Consider the function $f(x)={x}^{3}+4x$, which has an inverse function ${f}^{-1}(x)$. It is not easy to find the exact definition of this inverse function. Still, without knowing the exact definition of this inverse function, we can determine the value of $({f}^{-1}{)}^{\prime}(5)$.

Since $f(1)=5$, we have $({f}^{-1}{)}^{\prime}(5)=\frac{1}{{f}^{\prime}(1)}=\frac{1}{7}$. We have used the fact that ${f}^{\prime}(x)=3{x}^{2}+4$ and ${f}^{\prime}(1)=7$.

While we have to be careful in what we say, but we can think of it this way. The derivative of the inverse is the inverse of the derivative. :-)

Also, think of it this way.
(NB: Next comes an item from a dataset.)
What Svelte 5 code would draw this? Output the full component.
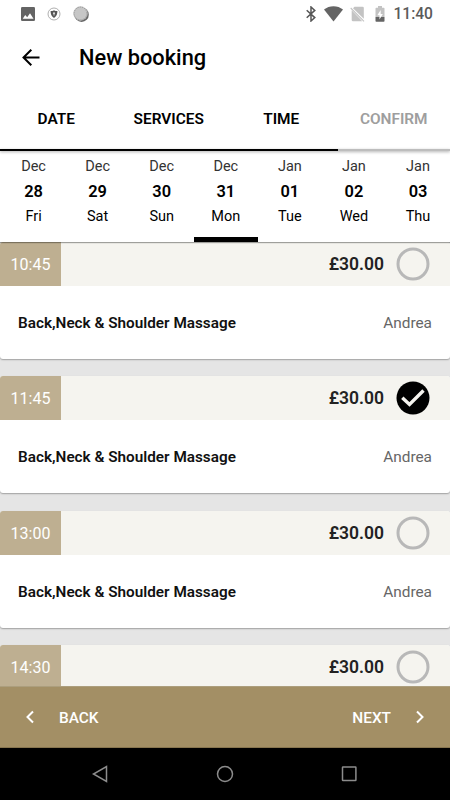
<script lang="ts">
  type Step = { label: string; done: boolean };
  type Day = { month: string; date: string; weekday: string };
  type Slot = { time: string; price: string; service?: string; staff?: string };

  const steps: Step[] = [
    { label: "DATE", done: true },
    { label: "SERVICES", done: true },
    { label: "TIME", done: true },
    { label: "CONFIRM", done: false },
  ];

  const days: Day[] = [
    { month: "Dec", date: "28", weekday: "Fri" },
    { month: "Dec", date: "29", weekday: "Sat" },
    { month: "Dec", date: "30", weekday: "Sun" },
    { month: "Dec", date: "31", weekday: "Mon" },
    { month: "Jan", date: "01", weekday: "Tue" },
    { month: "Jan", date: "02", weekday: "Wed" },
    { month: "Jan", date: "03", weekday: "Thu" },
  ];

  const slots: Slot[] = [
    { time: "10:45", price: "£30.00", service: "Back,Neck & Shoulder Massage", staff: "Andrea" },
    { time: "11:45", price: "£30.00", service: "Back,Neck & Shoulder Massage", staff: "Andrea" },
    { time: "13:00", price: "£30.00", service: "Back,Neck & Shoulder Massage", staff: "Andrea" },
    { time: "14:30", price: "£30.00" },
  ];

  let selectedDay = $state("31");
  let selectedTime = $state("11:45");

  let progress = $derived((steps.filter((s) => s.done).length / steps.length) * 100);
</script>

<div class="screen">
  <div class="status">
    <div class="status-left">
      <svg width="14" height="14" viewBox="0 0 14 14">
        <rect width="14" height="14" rx="1.3" fill="#646464" />
        <path d="M1.7 11.7 4.2 8l2 2.2L9 6.2l3.5 5.5z" fill="#fff" />
      </svg>
      <svg class="shield" width="14" height="14" viewBox="0 0 14 14">
        <circle cx="7" cy="7" r="6" fill="#fff" stroke="#9b9b9b" stroke-width=".8" />
        <path d="M7 3.2c1.2.7 2.3.8 3.4.8 0 3-.7 5.2-3.4 6.9C4.3 9.2 3.6 7 3.6 4 4.7 4 5.8 3.9 7 3.2z" fill="#555" />
        <path d="M7 5.2a1 1 0 0 1 .5 1.9v1.3h-1V7.1A1 1 0 0 1 7 5.2z" fill="#ddd" />
      </svg>
      <svg class="dial" width="16" height="16" viewBox="0 0 16 16">
        <circle cx="8.6" cy="8.7" r="7.2" fill="#666" />
        <circle cx="7.5" cy="7.5" r="7.2" fill="#c6c6c6" />
        <circle cx="7.5" cy="7.5" r="6.4" fill="none" stroke="#8c8c8c" stroke-width="1" stroke-dasharray="1 1.2" />
      </svg>
    </div>
    <div class="status-right">
      <svg width="10" height="16" viewBox="0 0 10 16">
        <path d="M.7 4.2 8.8 11.6 5 15V1l3.8 3.4L.7 11.8" fill="none" stroke="#555" stroke-width="1.5" />
      </svg>
      <svg class="wifi" width="19" height="16" viewBox="0 0 19 16">
        <path d="M0 3.6C5.3-.9 13.7-.9 19 3.600L9.500 15.600z" fill="#646464" />
      </svg>
      <svg class="sim" width="15" height="16" viewBox="0 0 15 16">
        <path d="M4.500.7h8q1.300 0 1.300 1.300v10.700L3 2.200z" fill="#c3c3c3" />
        <path d="M1.700 4.300 12.300 15.300H3q-1.300 0-1.300-1.300z" fill="#c3c3c3" />
        <path d="M.7 2 14 15.300" stroke="#c3c3c3" stroke-width="1.100" />
      </svg>
      <svg class="battery" width="10" height="16" viewBox="0 0 10 16">
        <path d="M3 0h4v1.800h1.700q.8 0 .8.800V11H.5V2.600q0-.8.8-.8H3z" fill="#c3c3c3" />
        <path d="M.5 11h9v4q0 .8-.8.8H1.300q-.8 0-.8-.8z" fill="#646464" />
        <path d="M5.700 4 2.300 9.300h2.200v4.200L7.800 8H5.700z" fill="#fff" />
      </svg>
      <span class="clock">11:40</span>
    </div>
  </div>

  <header class="app-bar">
    <button class="back-arrow" aria-label="Go back">
      <svg width="18" height="18" viewBox="0 0 18 18" fill="none" stroke="#000" stroke-width="2">
        <path d="M17.5 8.500H1.500M9.300 .7 1.500 8.500l7.800 7.800" />
      </svg>
    </button>
    <h1>New booking</h1>
  </header>

  <nav class="steps">
    {#each steps as step (step.label)}
      <span class="step" class:pending={!step.done}>{step.label}</span>
    {/each}
  </nav>
  <div class="progress"><div class="bar" style="width:{progress}%"></div></div>

  <div class="days">
    {#each days as day (day.date)}
      <button class="day" class:active={day.date === selectedDay} onclick={() => (selectedDay = day.date)}>
        <span class="month">{day.month}</span>
        <span class="date">{day.date}</span>
        <span class="weekday">{day.weekday}</span>
      </button>
    {/each}
  </div>

  <main class="slots">
    {#each slots as slot (slot.time)}
      <article class="slot">
        <div class="slot-head">
          <span class="time">{slot.time}</span>
          <span class="price">{slot.price}</span>
          <button class="pick" aria-label="Select {slot.time}" onclick={() => (selectedTime = slot.time)}>
            <svg width="34" height="34" viewBox="0 0 34 34" fill="none">
              {#if slot.time === selectedTime}
                <circle cx="17" cy="17" r="16.5" fill="#000" />
                <path d="M6.300 16.700l7.200 6.800L27.500 9.500" stroke="#f5f4ef" stroke-width="3.400" />
              {:else}
                <circle cx="17" cy="17" r="15" stroke="#b8b8b8" stroke-width="3" />
              {/if}
            </svg>
          </button>
        </div>
        {#if slot.service}
          <div class="slot-body">
            <span class="service">{slot.service}</span>
            <span class="staff">{slot.staff}</span>
          </div>
        {/if}
      </article>
    {/each}
  </main>

  <footer class="actions">
    <button class="action">
      <svg width="8" height="14" viewBox="0 0 8 14" fill="none" stroke="#fff" stroke-width="2">
        <path d="M7 1.5 1.5 7 7 12.5" />
      </svg>
      <span>BACK</span>
    </button>
    <button class="action">
      <span>NEXT</span>
      <svg width="8" height="14" viewBox="0 0 8 14" fill="none" stroke="#fff" stroke-width="2">
        <path d="M1 1.5 6.5 7 1 12.5" />
      </svg>
    </button>
  </footer>

  <div class="system-nav">
    <svg width="18" height="18" viewBox="0 0 18 18"><path d="M15.5 1.5v15L2.5 9z" /></svg>
    <svg width="18" height="18" viewBox="0 0 18 18"><circle cx="9" cy="9" r="7.5" /></svg>
    <svg width="18" height="18" viewBox="0 0 18 18"><rect x="1.5" y="2" width="13.4" height="13.4" rx=".5" /></svg>
  </div>
</div>

<style>
  :global(body) { margin: 0; }

  .screen {
    width: 450px;
    height: 800px;
    display: flex;
    flex-direction: column;
    overflow: hidden;
    background: #fff;
    color: #000;
    font-family: Roboto, "Liberation Sans", sans-serif;
  }
  .screen > * { flex-shrink: 0; box-sizing: border-box; }
  svg { display: block; flex-shrink: 0; }
  button {
    font: inherit;
    color: inherit;
    background: none;
    border: none;
    padding: 0;
    cursor: pointer;
  }

  /* status bar */
  .status {
    height: 27px;
    padding: 0 17px 0 21px;
    display: flex;
    align-items: center;
    justify-content: space-between;
  }
  .status-left, .status-right { display: flex; align-items: center; }
  .shield { margin-left: 12px; }
  .dial { margin-left: 12px; }
  .wifi { margin-left: 8px; }
  .sim { margin-left: 7px; }
  .battery { margin-left: 10px; }
  .clock {
    margin-left: 8px;
    padding-top: 1px;
    font-size: 15.6px;
    font-weight: 500;
    line-height: 26px;
    color: #5a5a5a;
  }

  /* app bar */
  .app-bar {
    height: 61px;
    display: flex;
    align-items: center;
    padding-left: 22px;
  }
  .app-bar h1 {
    margin: 0 0 0 39px;
    font-size: 21.8px;
    font-weight: 500;
    line-height: 26px;
  }

  /* booking steps */
  .steps { height: 61px; display: flex; align-items: center; }
  .step {
    flex: 1;
    text-align: center;
    font-size: 15.4px;
    font-weight: 600;
  }
  .step.pending { color: #9e9e9e; }
  .progress {
    height: 2px;
    background: #bdbdbd;
    box-shadow: 0 1px 3px rgba(0, 0, 0, 0.35);
    position: relative;
    z-index: 2;
  }
  .bar { height: 100%; background: #000; }

  /* day picker */
  .days {
    height: 91px;
    padding-left: 1.5px;
    display: flex;
    background: #fff;
    box-shadow: 0 1px 1px rgba(0, 0, 0, 0.35);
    position: relative;
    z-index: 1;
  }
  .day {
    flex: 1;
    box-sizing: border-box;
    padding-top: 3px;
    display: flex;
    flex-direction: column;
    align-items: center;
    line-height: 25px;
    border-bottom: 5px solid transparent;
  }
  .day.active { border-bottom-color: #000; }
  .month { font-size: 14.5px; color: #333; }
  .date { font-size: 16.4px; font-weight: 600; }
  .weekday { font-size: 14.5px; }

  /* time slots */
  .slots {
    height: 444px;
    overflow: hidden;
    background: #e5e5e5;
  }
  .slot {
    height: 116.8px;
    margin-bottom: 17.6px;
    background: #fff;
    border-radius: 3px;
    overflow: hidden;
    box-shadow: 0 1px 1.5px rgba(0, 0, 0, 0.3);
  }
  .slot-head {
    height: 44px;
    padding-right: 20px;
    display: flex;
    align-items: center;
    background: #f5f4ef;
  }
  .time {
    width: 61px;
    padding-top: 1px;
    line-height: 43px;
    text-align: center;
    font-size: 16px;
    color: #fff;
    background: #beaf91;
  }
  .price {
    margin-left: auto;
    margin-right: 12px;
    font-size: 17.5px;
    font-weight: 600;
    color: #222;
  }
  .slot-body {
    height: 74px;
    padding: 0 18px;
    display: flex;
    align-items: center;
    justify-content: space-between;
    font-size: 15.4px;
  }
  .service { font-size: 15.3px; font-weight: 600; color: #111; }
  .staff { color: #666; }

  /* footer actions */
  .actions {
    height: 62px;
    padding: 0 26px;
    display: flex;
    align-items: center;
    justify-content: space-between;
    background: #a38f65;
    border-top: 1px solid #ac9e7d;
    border-bottom: 1px solid #87754f;
  }
  .action {
    display: flex;
    align-items: center;
    gap: 25px;
    font-size: 15.4px;
    font-weight: 500;
    color: #fff;
  }
  .action span { padding-top: 1px; }

  .system-nav {
    height: 52px;
    padding: 0 91px;
    display: flex;
    align-items: center;
    justify-content: space-between;
    background: #000;
  }
  .system-nav svg { fill: none; stroke: #8c8c8c; stroke-width: 1.5; }
</style>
Suppose A is moving 4 times faster than B. You can construct a function to describe this. Now think of the function that describes how fast is B moving with respect to A. Clearly, this function is the inverse of the original function. And, you can say B is moving $\frac{1}{4}$ times faster than A. :-)